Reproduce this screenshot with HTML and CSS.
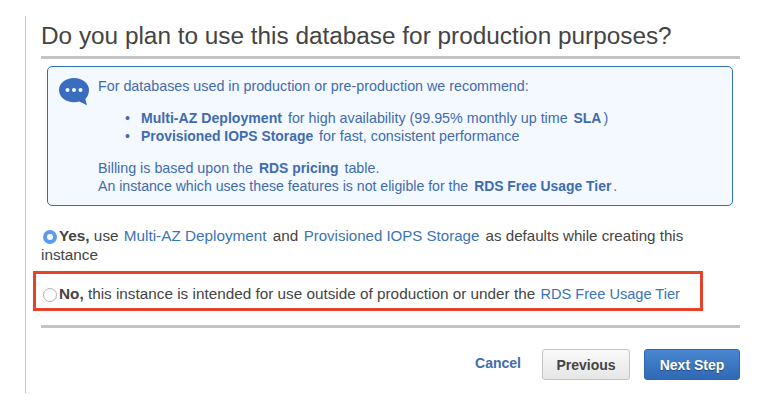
FILE: index.html
```html
<!DOCTYPE html>
<html lang="en">
<head>
<meta charset="utf-8">
<title>Production purposes</title>
<link rel="stylesheet" href="styles.css">
</head>
<body>
<main class="page">
  <h1 class="title">Do you plan to use this database for production purposes?</h1>
  <section class="info">
    <svg class="bubble" width="30" height="28" viewBox="0 0 30 28" aria-hidden="true">
      <path d="M15 0C6.700 0 0 5.200 0 12c0 6.800 6.700 12.300 15 12.300 1.900 0 3.700-.3 5.300-.8L28 27.300l-1.700-6.300C28.600 18.800 30 15.600 30 12 30 5.200 23.300 0 15 0z" fill="#3a6dbd"/>
      <circle cx="8.500" cy="12" r="2" fill="#f4f8ff"/>
      <circle cx="15" cy="12" r="2" fill="#f4f8ff"/>
      <circle cx="21.500" cy="12" r="2" fill="#f4f8ff"/>
    </svg>
    <div class="info-text">
      <p class="intro">For databases used in production or pre-production we recommend:</p>
      <ul class="features">
        <li><b class="term term-wide">Multi-AZ Deployment</b> for high availability (99.95% monthly up time <b class="term">SLA</b>)</li>
        <li><b class="term">Provisioned IOPS Storage</b> for fast, consistent performance</li>
      </ul>
      <p>Billing is based upon the <b class="term">RDS pricing</b> table.</p>
      <p class="notice">An instance which uses these features is not eligible for the <b class="term">RDS Free Usage Tier</b>.</p>
    </div>
  </section>
  <div class="choice choice-yes">
    <span class="radio radio-on"></span><b>Yes,</b> use <a class="link">Multi-AZ Deployment</a> and <a class="link link-narrow">Provisioned IOPS Storage</a> <span class="tight">as defaults while creating this</span><br>instance
  </div>
  <div class="choice choice-no">
    <span class="radio"></span><b>No,</b> this instance is intended for use outside of production or under the <a class="link link-small">RDS Free Usage Tier</a>
  </div>
  <footer class="actions">
    <a class="cancel">Cancel</a>
    <button class="btn btn-prev">Previous</button>
    <button class="btn btn-next">Next Step</button>
  </footer>
</main>
</body>
</html>
```

FILE: styles.css
```css
* { box-sizing: border-box; }
html, body { margin: 0; background: #fff; }
body { font-family: "Liberation Sans", Arial, sans-serif; font-size: 15.300px; color: #444; }
.page {
  margin: 16px 0 0 25px;
  width: 715px;
  height: 377px;
  padding: 4px 0 0 15px;
  border-left: 1px solid #c4c4c4;
}
.title {
  margin: 0;
  height: 39px;
  font-size: 24.350px;
  line-height: 32px;
  font-weight: 400;
  color: #444;
  border-bottom: 3px solid #c4c4c4;
}
.info {
  display: flex;
  margin: 7px 7px 0 6px;
  height: 140px;
  padding: 11px 0 0 11px;
  border: 1px solid #2f6fbd;
  border-radius: 5px;
  background: #f4f8ff;
  color: #3f6cb0;
  font-size: 14.300px;
  line-height: 18px;
}
.bubble { flex: none; }
.info-text { margin: -1px 0 0 9px; }
.info p { margin: 0; }
.info .notice { font-size: 14.120px; }
.features { margin: 14px 0; padding-left: 27px; list-style: none; }
.features li { height: 18px; }
.features li::before { content: "•"; display: inline-block; width: 16px; font-size: 14px; line-height: 1; }
.term { margin: 0 2px; font-size: 13.900px; }
.term-wide { font-size: 14.100px; }
.features .term:first-child { margin-left: 0; }
.choice { line-height: 19px; }
.choice-yes { margin-top: 20px; }
.choice-no {
  margin: 7px 37px 0 -8px;
  height: 40px;
  padding: 10px 0 0 5px;
  border: 3px solid #e8432a;
}
.link { color: #3a73b8; margin: 0 2px 0 1px; }
.link-narrow { font-size: 15.050px; }
.link-small { font-size: 14.600px; }
.tight { font-size: 15.150px; }
.radio {
  display: inline-block;
  width: 14px;
  height: 14px;
  margin: 0 2px;
  vertical-align: -3px;
  border: 1px solid #b4b4b4;
  border-radius: 50%;
  background: #fff;
}
.radio-on {
  border: 4.500px solid #5b9cf0;
}
.actions {
  display: flex;
  justify-content: flex-end;
  align-items: center;
  gap: 21px;
  margin-top: 14px;
  padding-top: 21px;
  border-top: 3px solid #c4c4c4;
}
.cancel { color: #3f6cb0; font-size: 14px; font-weight: 700; margin-top: -4px; }
.btn {
  height: 31px;
  border-radius: 3px;
  font: 700 14px "Liberation Sans", Arial, sans-serif;
  padding: 0;
}
.btn-prev {
  width: 88px;
  color: #444;
  border: 1px solid #c4c4c4;
  background: linear-gradient(#fafafa, #e6e6e6);
}
.btn-next {
  width: 96px;
  margin-left: -7px;
  color: #fff;
  border: 1px solid #2f66ad;
  background: linear-gradient(#4a87d0, #2f69b4);
  text-shadow: 0 1px 1px rgba(0,0,0,.4);
}
```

....

■ What the exercise asks ■
Tell how many lines above contain the word "this". Give the number alone.

■ Task output ■
4